07 April 2012

Rethinking Judas


Sherry and I often get into a discussion about Judas, especially during Lent. Judas gets the bad rap. He's the bad seed. We ask the question amongst ourselves - "If not Judas, who?"

During the Maundy Thursday service, the sermon included this little tidbit that I'd never heard or considered before. In John's gospel, Jesus washes the feet of his disciples. All of them. Even Judas'. Read John 13:1-30 and see for yourself.

Then yesterday, during the Good Friday contemplative service, this poem by Ruth Etchells was read:

In Hell there grew a Judas Tree

Where Judas hanged and died

Because he could not bear to see

His master crucified.

Our Lord descended into Hell

And found his Judas there

For ever hanging on the tree

Grown from his own despair.

So Jesus cut his Judas down

And took him in his arms

“It was for this I came” he said

“And not to do you harm."

My Father gave me twelve good men

And all of them I kept

Though one betrayed and one denied

Some fled and others slept –

In three days’ time I must return

To make the others glad

But first I had to come to Hell

And share the death you had

My tree will grow in place of yours

Its roots lie here as well

There is no final victory

Without this soul from Hell”

So when we all condemned him

As of every traitor worst

Remember that of all his men

Our Lord forgave him first.

I was crying by the time the lector finished reading the poem. God, hung in shame and humiliation on a tree like a common criminal, removes Judas from his own tree in an act of supreme love.
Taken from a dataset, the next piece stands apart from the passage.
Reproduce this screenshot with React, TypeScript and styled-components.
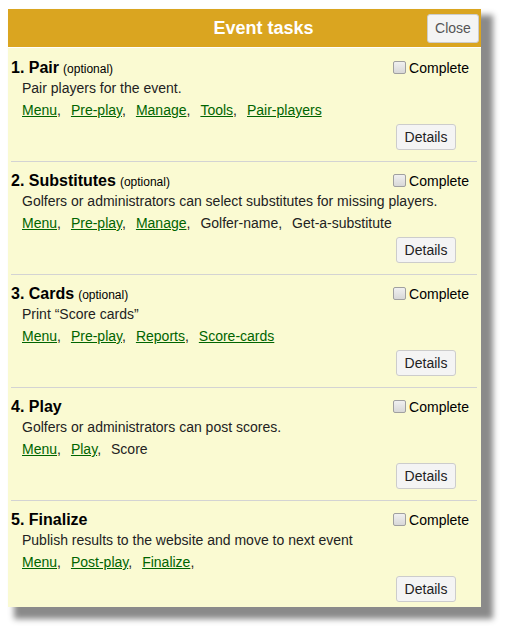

Jesus, knowing that Judas will betray him, washes his feet anyway. The idea that Jesus releases Judas in hell and forgives him, even in death, is almost too much to comprehend.

Next year, when Sherry and I have our conversation about Judas, we won't ask "if not Judas, who?" Instead, we'll contemplate the incomprehensible love of a Savior who washes the feet of his soon-to-be betrayer and then rescues him from the grave of his own making. 

It sounds like we may have more in common with Judas than we're comfortable with.